I'm in San Francisco trying to write. Or, rather, attempting to revise. Revision is a bitch or, rather, I am revision's bitch. It's so hard for me to look at a completed manuscript and figure out where to from here. It's easier to rewrite the goddamned thing. I feel so stuck right now.

Here's my first paragraph:

Sid changes just when I’m beginning to heal. I keep telling myself that it’s no big deal, just the aging process, but I’ve trained myself for too long to look for the little signs. Personality, behavior, habits – all shifting away from the dog I’ve always known.

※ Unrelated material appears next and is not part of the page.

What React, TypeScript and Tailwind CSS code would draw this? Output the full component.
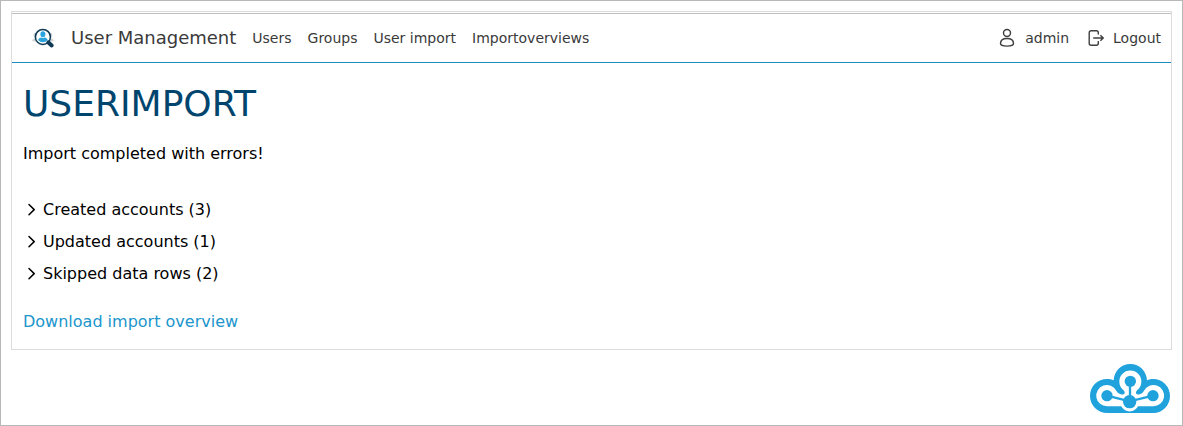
import React from "react";

const navItems = ["Users", "Groups", "User import", "Importoverviews"];
const sections = ["Created accounts (3)", "Updated accounts (1)", "Skipped data rows (2)"];

function BrandIcon() {
  return (
    <svg viewBox="0 0 24 24" className="h-6 w-6 shrink-0">
      <g fill="#d3d6d8">
        <circle cx="4" cy="9" r="2.600" />
        <circle cx="17.800" cy="9" r="2.600" />
        <path d="M0 15Q.5 12 5 11.500V16zM22 15q-.5-3-5-3.500V16z" />
      </g>
      <circle cx="10.900" cy="10.900" r="7.500" fill="#fff" stroke="#0f3a55" strokeWidth="1.500" />
      <ellipse cx="10.900" cy="8.200" rx="2.500" ry="3" fill="#2ba3dd" />
      <path d="M6.200 14.200q0-2.400 3.300-2.800l1.400.9 1.400-.9q3.300.4 3.300 2.800-1.800 2-4.700 2t-4.700-2z" fill="#2ba3dd" />
      <path d="m16.400 16.400 3.300 3" stroke="#0f3a55" strokeWidth="4" strokeLinecap="round" />
    </svg>
  );
}

function UserIcon() {
  return (
    <svg viewBox="0 0 16 20" className="h-5 w-4" fill="none" stroke="#404040" strokeWidth="1.450">
      <circle cx="8" cy="5" r="3.500" />
      <path d="M1.500 15.600C1.500 12.500 4 10.400 8 10.400s6.500 2.100 6.500 5.200c0 1.800-2.300 2.500-6.500 2.500s-6.500-.7-6.500-2.500z" />
    </svg>
  );
}

function LogoutIcon() {
  return (
    <svg viewBox="0 0 17 20" className="h-5 w-[17px]" fill="none" stroke="#404040" strokeWidth="1.400">
      <path d="M11.300 6.500V4.700a2 2 0 0 0-2-2H4.200a2 2 0 0 0-2 2v10.600a2 2 0 0 0 2 2h5.100a2 2 0 0 0 2-2v-2.300M6.200 10h10M13.400 7.200l2.800 2.800-2.800 2.800" />
    </svg>
  );
}

function CloudLogo() {
  return (
    <svg viewBox="60 72 240 147" className="h-[49px] w-20">
      <path
        d="M111 219a51 51 0 0 1-51-51c0-29 23-51 51-51 8 0 14 1 20 4 1-27 22-49 50-49s49 22 50 49c6-3 12-4 19-4a50 51 0 0 1 50 51c0 28-22 51-50 51z"
        fill="#20a3dd"
      />
      <path
        d="M111 199a32 32 0 1 1 28-47c5 9 14 13 22 11 5-2 4-8-1-13a33 33 0 1 1 42 0c-5 5-6 11-1 13 8 2 16-2 21-11a32 32 0 1 1 28 47h-46a28 28 0 0 1-50 0z"
        fill="#fff"
      />
      <path d="M111 167l68 17 70-17M180 124v60" fill="none" stroke="#20a3dd" strokeWidth="7" />
      <circle cx="179" cy="185" r="20" fill="#20a3dd" />
      <circle cx="111" cy="167" r="17" fill="#20a3dd" />
      <circle cx="249" cy="167" r="17" fill="#20a3dd" />
      <circle cx="181" cy="124" r="17" fill="#20a3dd" />
    </svg>
  );
}

export default function App() {
  return (
    <div className="flex h-[426px] w-[1183px] flex-col border border-[#b8b8b8] bg-white p-2.5 font-['DejaVu_Sans',sans-serif] text-base text-black">
      <div className="h-[339px] w-[1161px] shrink-0 border border-[#dcdcdc] pt-px">
        <header className="flex h-[50px] items-center border-t border-b border-t-[#bfbfbf] border-b-[#1d8bbd] pr-2.5 pl-5 text-sm text-[#3a3a3a]">
          <BrandIcon />
          <span className="ml-[15px] text-lg">User Management</span>
          <nav className="ml-4 flex gap-4">
            {navItems.map((item) => (
              <a key={item} href="#">{item}</a>
            ))}
          </nav>
          <div className="ml-auto flex items-center">
            <UserIcon />
            <span className="ml-2.5">admin</span>
            <span className="ml-[18px]"><LogoutIcon /></span>
            <span className="ml-[9px]">Logout</span>
          </div>
        </header>
        <main className="px-[11px] pt-[21px]">
          <h1 className="text-4xl leading-10 text-[#00456e]">USERIMPORT</h1>
          <p className="mt-[18px]">Import completed with errors!</p>
          <div className="mt-8 flex flex-col gap-2">
            {sections.map((label) => (
              <button key={label} className="flex h-6 items-center text-left">
                <svg viewBox="0 0 16 16" className="mr-1 h-4 w-4" fill="none" stroke="currentColor" strokeWidth="1.500" strokeLinecap="round" strokeLinejoin="round">
                  <path d="m6 2.500 5.200 5.100L6 12.700" />
                </svg>
                {label}
              </button>
            ))}
          </div>
          <a href="#" className="mt-6 block text-[#2095cc]">Download import overview</a>
        </main>
      </div>
      <footer className="mt-[14px] flex justify-end pr-0.5">
        <CloudLogo />
      </footer>
    </div>
  );
}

Where to from here? Who knows?

Thursday, April 27, 2023

Hot child in the city

Hot day in the East Bay. It's a whirlwind here, really, and I'm writing during a break in my writing support group to express that. I don't even know what I'm writing or what I'm saying, only that I'm enjoying writing it. I've been revising, and it hasn't been fun in the least. I miss the writing process. But it's all a part of it. Right? Of course right, as they say in Fiddler.

Thursday, March 30, 2023

Today's writing

Jax smelled like himself. He breathed in in that Jax-way, almost a huff. A person is a person and they are their own being, regardless of whether you see them that way or not. It’s tempting to look at a herd of kids and think that they’re all the same, but they’re not. They all have their own quirks, their own ways. That’s how you recognize your own kid – you know how they run, how they cry, and yes, how they breathe.

 

“Babe,” I said, a litmus test. He hated that nickname.

 

But this morning he just leaned a little further into me. My eyebrows raised with surprise. I put my arm around him.

 

“Babe,” I said, “are you okay?”

 

“I don’t know,” he said. “I feel – weird.”

 

When I look back on that moment I think of one word: depression. It was in him that day and part of me recognized it, even though I didn’t want to admit or accept it. I could feel it. I could almost smell and taste it. When you give birth to someone, you’re linked. Whether you never speak to them again or you’re best friends for life or (probably) somewhere along the spectrum, that thread exists. Could be golden, could be burned, but it will never be cut.

 

Monday, March 27, 2023

Today's writing

Let’s cut to the chase: of course we found him. He’d gone to the café down the street, French Hotel, before it changed its name to something incomprehensible. We were just going down Shattuck asking various business owners if they’d seen a little boy, and the guys at French Hotel had. They’d set him up with a cookie and a hot chocolate and had just – as we walked in the door – found his phone number in his backpack.

 

“We were going to call you!” the guy at the counter crowed when we came in. “But you got here first!”

 

The hugs. Oh, the hugs. And still I was hyperventilating. I didn’t stop when we got back to the car. I didn’t stop on the drive home. I only stopped when we were safely behind our own front door.

 

And isn’t that the irony? Because in the end, that’s where it happened. In the supposed safety and security of his own bedroom. Instead, that’s what he planned within those walls. Right there in that small square of life. Planned and executed.

 

While I’m at it, I’m going to tell you the worst thought I’ve had through this whole thing: At least he didn’t go shoot up a school.

 

God forgive me.

Thursday, March 23, 2023

In my defense, I was stoned

But I kind of like this Facebook status:

Tonight I realized that Baz was sent to me. Divine intervention, you could call it. A message from beyond, sure. The heavens sighed, and a son was born.